## MATERIAL
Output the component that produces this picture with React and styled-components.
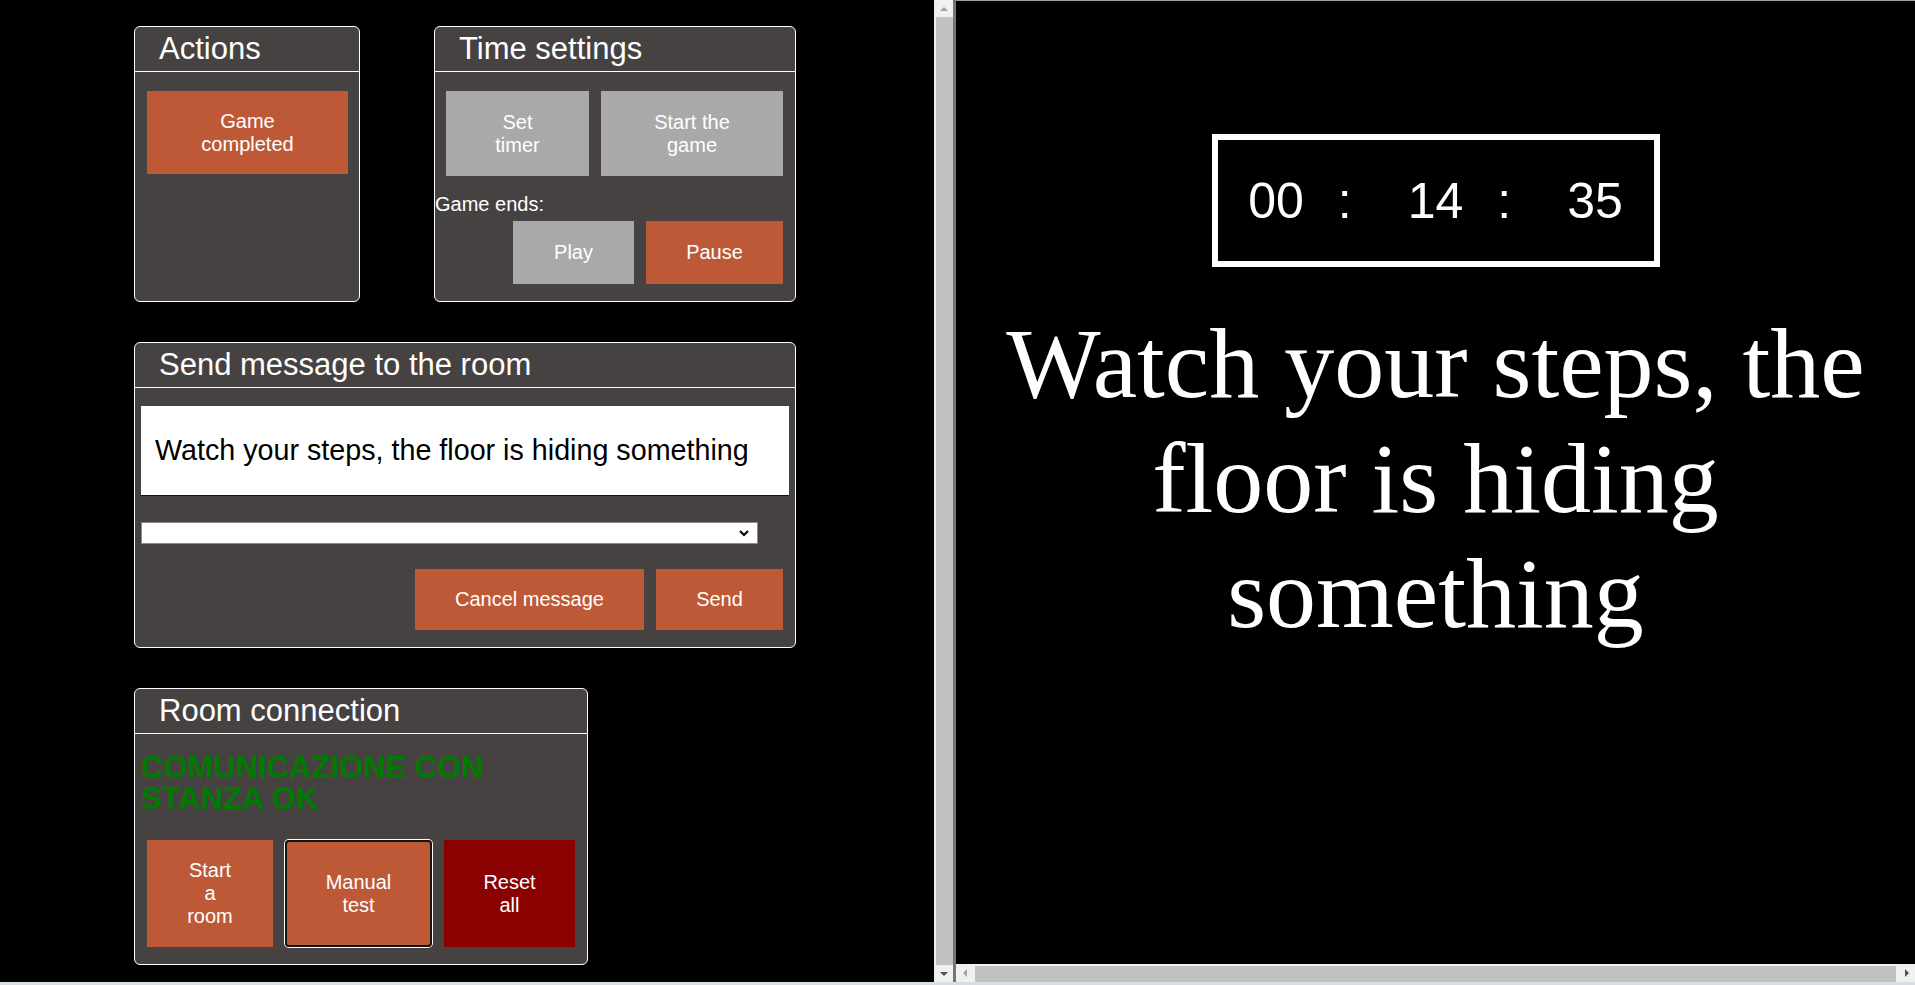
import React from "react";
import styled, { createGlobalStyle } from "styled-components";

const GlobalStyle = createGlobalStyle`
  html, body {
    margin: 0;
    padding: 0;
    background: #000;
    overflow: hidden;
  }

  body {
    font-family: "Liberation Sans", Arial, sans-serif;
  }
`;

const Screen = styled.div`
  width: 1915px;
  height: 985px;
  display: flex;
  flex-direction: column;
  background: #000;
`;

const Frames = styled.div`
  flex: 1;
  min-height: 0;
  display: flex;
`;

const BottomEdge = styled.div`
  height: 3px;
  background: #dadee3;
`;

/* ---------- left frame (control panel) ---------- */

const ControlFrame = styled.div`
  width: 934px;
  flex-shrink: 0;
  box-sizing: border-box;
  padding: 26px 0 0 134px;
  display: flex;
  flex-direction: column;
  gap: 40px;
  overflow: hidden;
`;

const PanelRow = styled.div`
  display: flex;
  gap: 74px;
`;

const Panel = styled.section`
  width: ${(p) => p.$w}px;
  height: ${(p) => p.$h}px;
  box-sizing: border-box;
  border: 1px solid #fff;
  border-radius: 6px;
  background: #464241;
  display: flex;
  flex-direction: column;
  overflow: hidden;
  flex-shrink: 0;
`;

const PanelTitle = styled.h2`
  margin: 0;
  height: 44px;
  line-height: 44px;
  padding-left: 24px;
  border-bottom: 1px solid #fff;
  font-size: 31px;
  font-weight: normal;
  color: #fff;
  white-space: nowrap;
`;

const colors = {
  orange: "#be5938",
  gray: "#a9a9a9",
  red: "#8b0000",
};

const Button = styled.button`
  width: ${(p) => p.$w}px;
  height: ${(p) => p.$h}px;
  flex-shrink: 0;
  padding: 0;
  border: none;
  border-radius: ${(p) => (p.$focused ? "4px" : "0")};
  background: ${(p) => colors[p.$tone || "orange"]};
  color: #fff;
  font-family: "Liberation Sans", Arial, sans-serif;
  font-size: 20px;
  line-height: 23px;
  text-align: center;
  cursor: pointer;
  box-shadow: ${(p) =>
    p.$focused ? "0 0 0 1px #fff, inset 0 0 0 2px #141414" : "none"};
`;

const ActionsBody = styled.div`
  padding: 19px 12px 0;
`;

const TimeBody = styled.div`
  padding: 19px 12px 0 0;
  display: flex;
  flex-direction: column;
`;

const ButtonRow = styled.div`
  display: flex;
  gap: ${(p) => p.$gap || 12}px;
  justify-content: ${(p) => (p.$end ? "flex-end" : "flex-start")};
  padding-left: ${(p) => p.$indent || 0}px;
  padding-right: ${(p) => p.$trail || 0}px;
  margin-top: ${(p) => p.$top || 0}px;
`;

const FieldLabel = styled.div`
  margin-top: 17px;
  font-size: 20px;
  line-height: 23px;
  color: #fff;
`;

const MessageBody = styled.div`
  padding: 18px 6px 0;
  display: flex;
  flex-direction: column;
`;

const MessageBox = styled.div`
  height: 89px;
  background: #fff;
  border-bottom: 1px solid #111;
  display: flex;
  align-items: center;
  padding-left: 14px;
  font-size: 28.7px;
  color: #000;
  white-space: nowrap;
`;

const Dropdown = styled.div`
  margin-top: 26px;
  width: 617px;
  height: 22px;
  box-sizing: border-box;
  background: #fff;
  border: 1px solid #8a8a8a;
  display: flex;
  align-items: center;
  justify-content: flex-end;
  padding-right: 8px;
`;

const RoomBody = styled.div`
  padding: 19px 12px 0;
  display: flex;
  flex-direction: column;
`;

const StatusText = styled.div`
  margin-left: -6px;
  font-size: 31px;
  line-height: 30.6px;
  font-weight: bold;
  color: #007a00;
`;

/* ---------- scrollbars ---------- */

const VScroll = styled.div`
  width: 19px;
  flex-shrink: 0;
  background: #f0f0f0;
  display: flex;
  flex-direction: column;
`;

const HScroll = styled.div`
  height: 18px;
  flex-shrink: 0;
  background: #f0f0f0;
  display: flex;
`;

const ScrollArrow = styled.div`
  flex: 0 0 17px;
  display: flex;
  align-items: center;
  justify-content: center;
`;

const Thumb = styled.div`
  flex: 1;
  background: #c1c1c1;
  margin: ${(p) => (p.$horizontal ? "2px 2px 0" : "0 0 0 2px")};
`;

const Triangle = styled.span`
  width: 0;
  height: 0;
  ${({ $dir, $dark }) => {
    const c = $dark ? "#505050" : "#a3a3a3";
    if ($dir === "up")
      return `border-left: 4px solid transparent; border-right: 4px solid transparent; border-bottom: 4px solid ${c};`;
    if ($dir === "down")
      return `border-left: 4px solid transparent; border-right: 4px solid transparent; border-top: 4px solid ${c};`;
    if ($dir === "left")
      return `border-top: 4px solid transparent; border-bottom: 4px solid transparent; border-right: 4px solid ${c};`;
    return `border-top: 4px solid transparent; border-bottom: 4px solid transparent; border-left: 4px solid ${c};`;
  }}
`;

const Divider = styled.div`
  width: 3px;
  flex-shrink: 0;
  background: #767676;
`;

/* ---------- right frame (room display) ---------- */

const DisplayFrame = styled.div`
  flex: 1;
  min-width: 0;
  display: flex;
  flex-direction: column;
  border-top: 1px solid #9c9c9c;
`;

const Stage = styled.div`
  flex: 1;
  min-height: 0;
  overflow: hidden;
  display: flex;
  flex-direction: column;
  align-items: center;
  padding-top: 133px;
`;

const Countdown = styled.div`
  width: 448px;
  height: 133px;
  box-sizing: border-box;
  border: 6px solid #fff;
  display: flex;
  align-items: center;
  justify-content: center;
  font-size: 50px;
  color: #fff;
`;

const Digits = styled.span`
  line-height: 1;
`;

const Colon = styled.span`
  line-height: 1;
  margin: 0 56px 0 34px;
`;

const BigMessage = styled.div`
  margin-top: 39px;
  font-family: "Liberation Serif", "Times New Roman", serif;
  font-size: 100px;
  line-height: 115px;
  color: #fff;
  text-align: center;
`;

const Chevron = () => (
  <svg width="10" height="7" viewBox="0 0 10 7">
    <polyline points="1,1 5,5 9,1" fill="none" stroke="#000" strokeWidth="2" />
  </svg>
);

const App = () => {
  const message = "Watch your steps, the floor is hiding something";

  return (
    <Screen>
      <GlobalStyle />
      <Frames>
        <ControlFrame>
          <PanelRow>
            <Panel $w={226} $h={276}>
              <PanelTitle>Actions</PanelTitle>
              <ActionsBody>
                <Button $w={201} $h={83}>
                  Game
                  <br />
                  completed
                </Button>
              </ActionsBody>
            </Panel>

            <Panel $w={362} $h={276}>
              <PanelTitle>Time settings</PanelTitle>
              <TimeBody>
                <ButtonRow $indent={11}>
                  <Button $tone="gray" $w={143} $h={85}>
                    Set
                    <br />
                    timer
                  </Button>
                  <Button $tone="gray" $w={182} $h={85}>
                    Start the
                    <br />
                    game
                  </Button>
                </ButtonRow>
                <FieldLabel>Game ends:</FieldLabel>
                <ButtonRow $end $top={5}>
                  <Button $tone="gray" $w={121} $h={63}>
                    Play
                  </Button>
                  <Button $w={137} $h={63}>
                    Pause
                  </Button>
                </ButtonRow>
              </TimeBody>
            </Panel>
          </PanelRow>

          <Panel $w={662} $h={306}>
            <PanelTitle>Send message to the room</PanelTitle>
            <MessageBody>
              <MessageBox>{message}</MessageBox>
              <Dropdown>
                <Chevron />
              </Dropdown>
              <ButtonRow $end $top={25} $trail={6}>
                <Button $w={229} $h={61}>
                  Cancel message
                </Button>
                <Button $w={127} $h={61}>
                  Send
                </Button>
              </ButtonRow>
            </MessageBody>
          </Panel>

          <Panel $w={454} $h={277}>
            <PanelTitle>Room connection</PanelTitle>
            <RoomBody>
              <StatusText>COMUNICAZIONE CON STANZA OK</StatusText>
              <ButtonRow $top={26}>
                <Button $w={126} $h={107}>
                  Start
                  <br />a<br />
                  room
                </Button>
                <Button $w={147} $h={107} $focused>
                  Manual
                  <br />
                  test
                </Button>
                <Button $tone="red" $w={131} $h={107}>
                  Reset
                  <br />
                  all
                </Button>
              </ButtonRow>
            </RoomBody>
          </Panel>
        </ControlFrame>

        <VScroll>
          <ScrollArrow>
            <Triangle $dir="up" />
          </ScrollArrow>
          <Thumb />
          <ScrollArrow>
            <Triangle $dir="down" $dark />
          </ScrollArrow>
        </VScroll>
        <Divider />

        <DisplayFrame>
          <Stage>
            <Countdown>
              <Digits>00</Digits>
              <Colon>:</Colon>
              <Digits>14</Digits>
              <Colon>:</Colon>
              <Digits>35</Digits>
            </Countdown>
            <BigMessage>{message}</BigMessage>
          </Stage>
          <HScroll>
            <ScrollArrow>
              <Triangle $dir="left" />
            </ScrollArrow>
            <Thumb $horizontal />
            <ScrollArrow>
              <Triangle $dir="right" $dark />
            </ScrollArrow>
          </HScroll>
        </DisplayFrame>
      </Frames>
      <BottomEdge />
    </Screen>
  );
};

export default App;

## TASK STATEMENT
Write out again, exactly, the lines from the start of the listing up to the line containing "panel) ---------- */", with both ends and without pictures.

## ANSWER BELOW
Output the component that produces this picture with React and styled-components.
import React from "react";
import styled, { createGlobalStyle } from "styled-components";

const GlobalStyle = createGlobalStyle`
  html, body {
    margin: 0;
    padding: 0;
    background: #000;
    overflow: hidden;
  }

  body {
    font-family: "Liberation Sans", Arial, sans-serif;
  }
`;

const Screen = styled.div`
  width: 1915px;
  height: 985px;
  display: flex;
  flex-direction: column;
  background: #000;
`;

const Frames = styled.div`
  flex: 1;
  min-height: 0;
  display: flex;
`;

const BottomEdge = styled.div`
  height: 3px;
  background: #dadee3;
`;

/* ---------- left frame (control panel) ---------- */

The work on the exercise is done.